Hükümetin yaptıklarını, A’dan Z’ye eleştiriyorsunuz ama..
Üzerinize vazife olan-olmayan her konuda eleştiri getiriyorsunuz da..
Üniversitenizin bedavaya konduğu denize sıfır noktasındaki tarihi binaya sahip çıkmakta; bilim adamına yakışır bir hassasiyet gösteremiyorsunuz..
Böylesi tarihi bir binada, ne kadar elektrik kullanılır, ısıtma ne ile olur, aydınlatma ne ile olur, havalandırma ne ile olur, yangına karşı ne tedbirler alınır.. Bunların değerlendirmesini bile sıhhatli bir şekilde yapamıyorlar.
Yapamıyorlar ki, “Yangın yok” diye zabıt tutulurken, meğerse rektörün anlatımı ile kablolar çatıda yanmaya devam ediyormuş..
Yukarıda isimlerini verdiğim çok bilmiş bilim adamları diyecekler ki, “Canım biz iktisat hocasıyız. Biz Hukuk alanında bilim insanıyız. Biz elektrikten ne anlarız, yangından ne anlarız!”
Anlamadığınız o kadar çok konuya burnunuzu sokuyorsunuz ki..
Üniversitelerin, öğretim üyeleri içinden seçilen rektörler tarafından değil, idarecilik alanında uzman profesyoneller tarafından yönetilmesi gerektiği, bilim adamlarının akademik hayatını askıya alan bu tür yöneticiliklerin artık terkedilmesi gerektiği hatırlatılınca, hemen isyan ediyorlar: “İmamları, başımıza getirip, rektör yapacaklar!”

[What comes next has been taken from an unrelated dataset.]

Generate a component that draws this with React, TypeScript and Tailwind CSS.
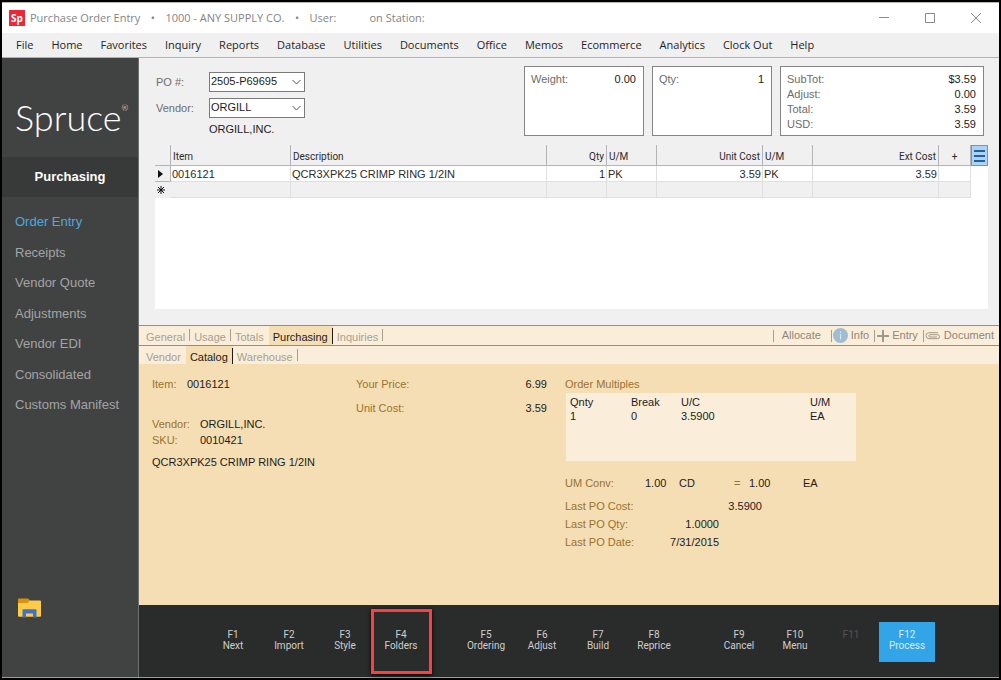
import { useState } from 'react'
import clsx from 'clsx'

const menuItems = [
  'File', 'Home', 'Favorites', 'Inquiry', 'Reports', 'Database', 'Utilities', 'Documents',
  'Office', 'Memos', 'Ecommerce', 'Analytics', 'Clock Out', 'Help',
]

const navItems = [
  'Order Entry', 'Receipts', 'Vendor Quote', 'Adjustments', 'Vendor EDI', 'Consolidated', 'Customs Manifest',
]

const functionKeys = [
  [
    { id: 'F1', label: 'Next' },
    { id: 'F2', label: 'Import' },
    { id: 'F3', label: 'Style' },
    { id: 'F4', label: 'Folders' },
  ],
  [
    { id: 'F5', label: 'Ordering' },
    { id: 'F6', label: 'Adjust' },
    { id: 'F7', label: 'Build' },
    { id: 'F8', label: 'Reprice' },
  ],
  [
    { id: 'F9', label: 'Cancel' },
    { id: 'F10', label: 'Menu' },
    { id: 'F11', label: '' },
    { id: 'F12', label: 'Process' },
  ],
]

function TitleBar() {
  return (
    <header className="flex h-[31px] items-center border-t border-[#b9b6ae] bg-white pl-[7px] font-['Open_Sans',sans-serif] text-[11px] text-[#858585]">
      <div className="flex size-4 items-center justify-center bg-[#ee2737] text-[10px] font-bold leading-none text-white">
        Sp
      </div>
      <h1 className="ml-[5px] flex whitespace-pre">
        <span>Purchase Order Entry</span>
        <span className="w-[25px] text-center">•</span>
        <span>1000 - ANY SUPPLY CO.</span>
        <span className="w-[25px] text-center">•</span>
        <span className="w-[60px]">User:</span>
        <span>on Station:</span>
      </h1>
      <div className="ml-auto flex">
        <button type="button" aria-label="Minimize" className="flex h-7 w-[46px] items-center justify-center">
          <svg width="11" height="11" viewBox="0 0 11 11" stroke="#8a8a8a" fill="none">
            <path d="M0 4.500h10" />
          </svg>
        </button>
        <button type="button" aria-label="Maximize" className="flex h-7 w-[46px] items-center justify-center">
          <svg width="11" height="11" viewBox="0 0 11 11" stroke="#8a8a8a" fill="none">
            <path d="M.5 .5h9v9h-9z" />
          </svg>
        </button>
        <button type="button" aria-label="Close" className="flex h-7 w-[46px] items-center justify-center">
          <svg width="11" height="11" viewBox="0 0 11 11" stroke="#8a8a8a" fill="none">
            <path d="M0 0l10 10M10 0L0 10" />
          </svg>
        </button>
      </div>
    </header>
  )
}

function MenuBar() {
  return (
    <nav className="flex h-[25px] items-center gap-[18px] border-b border-[#adb5b1] bg-[#f0f0f0] pl-[14px] font-['Open_Sans',sans-serif] text-[11px] text-[#1f1f1f]">
      {menuItems.map((item) => (
        <button key={item} type="button" className="whitespace-nowrap">{item}</button>
      ))}
    </nav>
  )
}

function Sidebar() {
  return (
    <aside className="flex w-[137px] shrink-0 flex-col border-r border-[#6f7070] bg-[#414342] text-[13px]">
      <div className="flex h-[99px] items-center pl-[13px] pt-[18px] font-['Lato',sans-serif] text-[36px] font-light leading-none text-white">
        Spruce
        <span className="self-start pt-7 text-[8px]">®</span>
      </div>
      <h2 className="flex h-10 items-center justify-center bg-[#383a39] font-bold text-white">Purchasing</h2>
      <ul className="mt-[10px] flex h-[213px] flex-col pl-[13px]">
        {navItems.map((item, i) => (
          <li key={item} className="flex flex-1 items-center">
            <a href="#" className={i === 0 ? 'text-[#4fa9dc]' : 'text-[#a3a4a4]'}>{item}</a>
          </li>
        ))}
      </ul>
      <button type="button" aria-label="Files" className="mb-[59px] ml-4 mt-auto w-[23px]">
        <svg width="23" height="20" viewBox="0 0 23 20">
          <path d="M0 1.500Q0 .5 1 .5h9l2 2V5H0z" fill="#d9930b" />
          <path d="M0 5h9.500l2-2.500H22Q23 2.500 23 3.500V18q0 .8-1 .8H1Q0 18.800 0 18z" fill="#fccb48" />
          <path d="M4.500 12q0-.8.8-.8h12.400q.8 0 .8.800v7.500H15V15.500H8v4H4.500z" fill="#3f72c9" />
        </svg>
      </button>
    </aside>
  )
}

function Combo({ id, value }: { id: string; value: string }) {
  return (
    <div className="relative w-24">
      <select id={id} defaultValue={value} className="h-5 w-full appearance-none rounded-none border border-[#7a7a7a] bg-white pb-0.5 pl-px text-[11px] leading-4 text-[#1c1c1c]">
        <option>{value}</option>
      </select>
      <svg className="pointer-events-none absolute right-1 top-1.5" width="9" height="8" viewBox="0 0 9 8" fill="none" stroke="#555">
        <path d="M.5 2l4 4 4-4" />
      </svg>
    </div>
  )
}

function Amount({ label, value }: { label: string; value: string }) {
  return (
    <div className="flex justify-between leading-[15px]">
      <dt className="text-[#6d6d6d]">{label}</dt>
      <dd className="text-[#1c1c1c]">{value}</dd>
    </div>
  )
}

function OrderHeader() {
  return (
    <section className="flex justify-between pl-[17px] pr-[15px] pt-2">
      <div className="grid grid-cols-[53px_auto] content-start items-center gap-y-1.5 pt-1.5 text-[#6d6d6d]">
        <label htmlFor="po">PO #:</label>
        <Combo id="po" value="2505-P69695" />
        <label htmlFor="vendor">Vendor:</label>
        <Combo id="vendor" value="ORGILL" />
        <span className="col-start-2 leading-[11px] text-[#1c1c1c]">ORGILL,INC.</span>
      </div>
      <div className="flex h-[70px] gap-2">
        <dl className="w-[120px] border border-[#858585] bg-white pl-1.5 pr-[7px] pt-[5px]">
          <Amount label="Weight:" value="0.00" />
        </dl>
        <dl className="w-[120px] border border-[#858585] bg-white pl-1.5 pr-[7px] pt-[5px]">
          <Amount label="Qty:" value="1" />
        </dl>
        <dl className="w-[204px] border border-[#858585] bg-white pl-1.5 pr-[7px] pt-[5px]">
          <Amount label="SubTot:" value="$3.59" />
          <Amount label="Adjust:" value="0.00" />
          <Amount label="Total:" value="3.59" />
          <Amount label="USD:" value="3.59" />
        </dl>
      </div>
    </section>
  )
}

function LineItems() {
  const head = 'border-r border-b border-[#b4b4b4] bg-[#f0f0f0] px-0.5 pt-0.5 font-normal'
  const cell = 'border-r border-b border-[#dfdfdf] px-px pt-px'
  return (
    <section className="ml-4 mr-[11px] mt-[9px] flex h-[164px] items-start bg-white">
      <table className="flex-1 table-fixed border-separate border-spacing-0 text-[#2b2b2b]">
        <colgroup>
          <col className="w-4" />
          <col className="w-[120px]" />
          <col />
          <col className="w-[60px]" />
          <col className="w-[50px]" />
          <col className="w-[106px]" />
          <col className="w-[50px]" />
          <col className="w-[126px]" />
          <col className="w-8" />
        </colgroup>
        <thead className="font-['Roboto',sans-serif] text-[10px]">
          <tr className="h-[21px]">
            <th className={head} />
            <th className={clsx(head, 'text-left')}>Item</th>
            <th className={clsx(head, 'text-left')}>Description</th>
            <th className={clsx(head, 'text-right')}>Qty</th>
            <th className={clsx(head, 'text-left')}>U/M</th>
            <th className={clsx(head, 'text-right')}>Unit Cost</th>
            <th className={clsx(head, 'text-left')}>U/M</th>
            <th className={clsx(head, 'text-right')}>Ext Cost</th>
            <th className={clsx(head, 'text-center')}>+</th>
          </tr>
        </thead>
        <tbody className="text-[11px] leading-[14px]">
          <tr className="h-4">
            <td className="border-r border-b border-[#b4b4b4] bg-[#f0f0f0]">
              <svg className="ml-[3px]" width="5" height="8" viewBox="0 0 5 8">
                <path d="M0 0l5 4-5 4z" fill="#111" />
              </svg>
            </td>
            <td className={cell}>0016121</td>
            <td className={cell}>QCR3XPK25 CRIMP RING 1/2IN</td>
            <td className={clsx(cell, 'text-right')}>1</td>
            <td className={cell}>PK</td>
            <td className={clsx(cell, 'text-right')}>3.59</td>
            <td className={cell}>PK</td>
            <td className={clsx(cell, 'text-right')}>3.59</td>
            <td className={cell} />
          </tr>
          <tr className="h-4 bg-[#f0f0f0]">
            <td>
              <svg className="ml-0.5" width="8" height="8" viewBox="0 0 8 8" stroke="#111" fill="none">
                <path d="M4 0v8M0 4h8M1 1l6 6M7 1l-6 6" />
              </svg>
            </td>
            <td className={cell} />
            <td className={cell} />
            <td className={cell} />
            <td className={cell} />
            <td className={cell} />
            <td className={cell} />
            <td className={cell} />
            <td className={cell} />
          </tr>
        </tbody>
      </table>
      <button type="button" aria-label="Grid options" className="flex h-[21px] w-[17px] items-center justify-center border border-[#7d93a6] bg-[#aed2f3]">
        <svg width="11" height="12" viewBox="0 0 11 12" fill="#1e62a0">
          <path d="M0 0h11v2H0zM0 5h11v2H0zM0 10h11v2H0z" />
        </svg>
      </button>
    </section>
  )
}

interface TabStripProps {
  tabs: string[]
  active: string
  onSelect: (tab: string) => void
}

function TabStrip({ tabs, active, onSelect }: TabStripProps) {
  return (
    <div role="tablist" className="flex h-full pl-[3px]">
      {tabs.map((tab, i) => (
        <button
          key={tab}
          type="button"
          role="tab"
          aria-selected={tab === active}
          onClick={() => onSelect(tab)}
          className={clsx('flex pl-1', tab === active ? 'bg-[#f5deb3] text-[#1c1c1c]' : 'text-[#a89f91]')}
        >
          <span className="pr-1 pt-1 leading-[15px]">{tab}</span>
          {tab === active ? (
            <span className="mt-0.5 h-4 w-px bg-[#1c1c1c]" />
          ) : (
            <span className={clsx('mt-[3px] h-3 w-px', tabs[i + 1] !== active && 'bg-[#a89f91]')} />
          )}
        </button>
      ))}
    </div>
  )
}

function Divider() {
  return <span className="h-3 w-px bg-[#a89f91]" />
}

function TabActions() {
  return (
    <div className="flex items-center pr-[5px] text-[#8f8678]">
      <Divider />
      <button type="button" className="pl-2 pr-[10px]">Allocate</button>
      <Divider />
      <button type="button" className="flex items-center gap-[3px] pl-px pr-[5px]">
        <svg width="15" height="15" viewBox="0 0 15 15">
          <circle cx="7.500" cy="7.500" r="7.500" fill="#9fbcd2" />
          <path d="M7.500 3.500v1.500M7.500 6v5.500" stroke="#dbe7ef" strokeWidth="1.200" />
        </svg>
        Info
      </button>
      <Divider />
      <button type="button" className="flex items-center gap-[3px] pl-0.5 pr-[5px]">
        <svg width="12" height="12" viewBox="0 0 12 12" stroke="#a3998a" strokeWidth="2">
          <path d="M6 0v12M0 6h12" />
        </svg>
        Entry
      </button>
      <Divider />
      <button type="button" className="flex items-center gap-[3px] pl-px">
        <svg width="16" height="8" viewBox="0 0 16 8" fill="none" stroke="#a3998a">
          <path d="M12 5H5A1 1 0 015 2.700h7.500a2 2 0 010 4H4A3 3 0 014 .7h9" />
        </svg>
        Document
      </button>
    </div>
  )
}

function CatalogDetails() {
  const label = 'text-[#9a7231]'
  return (
    <section className="flex flex-1 items-start bg-[#f5deb3] pl-[13px] pt-3 leading-4 text-[#1c1c1c]">
      <div className="w-[204px]">
        <div className="flex">
          <span className={clsx(label, 'w-[35px]')}>Item:</span>
          0016121
        </div>
        <div className="mt-6 grid grid-cols-[48px_auto]">
          <span className={label}>Vendor:</span>
          <span>ORGILL,INC.</span>
          <span className={label}>SKU:</span>
          <span>0010421</span>
        </div>
        <p className="mt-1.5 whitespace-nowrap">QCR3XPK25 CRIMP RING 1/2IN</p>
      </div>

      <dl className="grid w-[191px] grid-cols-2 gap-y-2">
        <dt className={label}>Your Price:</dt>
        <dd className="text-right">6.99</dd>
        <dt className={label}>Unit Cost:</dt>
        <dd className="text-right">3.59</dd>
      </dl>

      <div className="ml-[18px] w-[291px]">
        <h3 className={label}>Order Multiples</h3>
        <div className="ml-px mt-px h-[68px] bg-[#faeedb] pl-1 pt-0.5">
          <table className="w-full table-fixed text-left leading-[14px]">
            <thead>
              <tr>
                <th className="w-[61px] font-normal">Qnty</th>
                <th className="w-[50px] font-normal">Break</th>
                <th className="w-[129px] font-normal">U/C</th>
                <th className="font-normal">U/M</th>
              </tr>
            </thead>
            <tbody>
              <tr>
                <td>1</td>
                <td>0</td>
                <td>3.5900</td>
                <td>EA</td>
              </tr>
            </tbody>
          </table>
        </div>
        <div className="mt-[14px] grid grid-cols-[80px_34px_55px_15px_54px_auto]">
          <span className={label}>UM Conv:</span>
          <span>1.00</span>
          <span>CD</span>
          <span className={label}>=</span>
          <span>1.00</span>
          <span>EA</span>
        </div>
        <dl className="mt-1.5 grid grid-cols-[84px_70px_43px] leading-[18px]">
          <dt className={label}>Last PO Cost:</dt>
          <dd className="col-span-2 text-right">3.5900</dd>
          <dt className={clsx(label, 'col-start-1')}>Last PO Qty:</dt>
          <dd className="text-right">1.0000</dd>
          <dt className={clsx(label, 'col-start-1')}>Last PO Date:</dt>
          <dd className="text-right">7/31/2015</dd>
        </dl>
      </div>
    </section>
  )
}

function keyStyle(id: string, label: string) {
  if (id === 'F12') return 'bg-[#32a4e8] text-[#d9effc]'
  return label ? 'text-[#cfcfcf]' : 'text-[#555555]'
}

function FunctionBar() {
  return (
    <footer className="flex h-[72px] items-center gap-[29px] bg-[#2a2b2b] pl-[66px] pt-0.5 font-['Roboto',sans-serif] text-[10px] leading-[11px]">
      {functionKeys.map((group) => (
        <div key={group[0].id} className="flex">
          {group.map(({ id, label }) => (
            <button
              key={id}
              type="button"
              disabled={!label}
              className={clsx('relative flex h-10 w-14 flex-col items-center pt-[7px]', keyStyle(id, label))}
            >
              <span>{id}</span>
              <span>{label}</span>
              {id === 'F4' && (
                <span className="absolute -bottom-3 -left-0.5 -right-[3px] -top-[13px] border-3 border-[#f94144] shadow-[0_1px_4px_#000]" />
              )}
            </button>
          ))}
        </div>
      ))}
    </footer>
  )
}

export default function App() {
  const [tab, setTab] = useState('Purchasing')
  const [subTab, setSubTab] = useState('Catalog')

  return (
    <div className="flex min-h-screen flex-col border-2 border-black bg-[#f0f0f0] font-['Liberation_Sans',Arial,sans-serif] text-[11px]">
      <TitleBar />
      <MenuBar />
      <div className="flex flex-1 border-b border-[#9a9e9e]">
        <Sidebar />
        <main className="flex min-w-0 flex-1 flex-col">
          <div className="h-[267px]">
            <OrderHeader />
            <LineItems />
          </div>
          <div className="flex h-[21px] justify-between border-y border-[#b08a4f] bg-[#faeedb]">
            <TabStrip tabs={['General', 'Usage', 'Totals', 'Purchasing', 'Inquiries']} active={tab} onSelect={setTab} />
            <TabActions />
          </div>
          <div className="h-[18px] bg-[#faeedb]">
            <TabStrip tabs={['Vendor', 'Catalog', 'Warehouse']} active={subTab} onSelect={setSubTab} />
          </div>
          <CatalogDetails />
          <FunctionBar />
        </main>
      </div>
    </div>
  )
}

İyi, imamları başınıza rektör yapılacak diye karşı çıkın..
Sonra da, küfrettiğiniz Osmanlı’nın yaptığı tarihi binanın skandal bir şekilde yanmasına hep birlikte seyirci kalın..
Olayın bir başka boyutu daha var..
Osmanlı’dan kalan tarihi bina denize sıfır, şahane bir noktada ya..
Milyon dolarlar verseniz, öyle bir manzarada değil eğitim-öğretim yapmak, küçük odasını kiralayamazsınız ya..
Üniversiteye tahsis edilen bina, bir bakmışsınız, dernek adı altında, vakıf adı altında ona buna mekan haline getirilmiş.
Yok, “Galatasaray Üniversitesi Eğitim ve Kültür Derneği” imiş..
Yok, “Galatasaray Üniversitesi Mezunları Derneği” imiş..
Kimbilir daha ne dernekler, daha ne vakıf adı altındaki tüzel kişilikler; üniversiteye eğitim-öğretim için tahsis edilen tarihi binayı sahiplenmiş, kullanıyorlardır..
Üniversiteye tahsis edilen binayı, o derneğin/bu vakfın merkezi olarak kullandırırsanız, o binanın sahibi yok demektir..
Sahibi olmayan binada yaşanılacaklardan da kimsenin “Ah-Vah” etmeye hakkı yoktur..
Bir de diyorlar ki, “Bilinçli olarak yakıp, otel yapılmak isteniyor.”
Şimdi ne ki?
Üç tane elitin menfaatine sunulmuş bir mekan değil mi, o bina..
İstemem ama..
Şu anki kullanıma son verildiğinde, hiç mi olmasın devlet hazinesine bir faydası olur!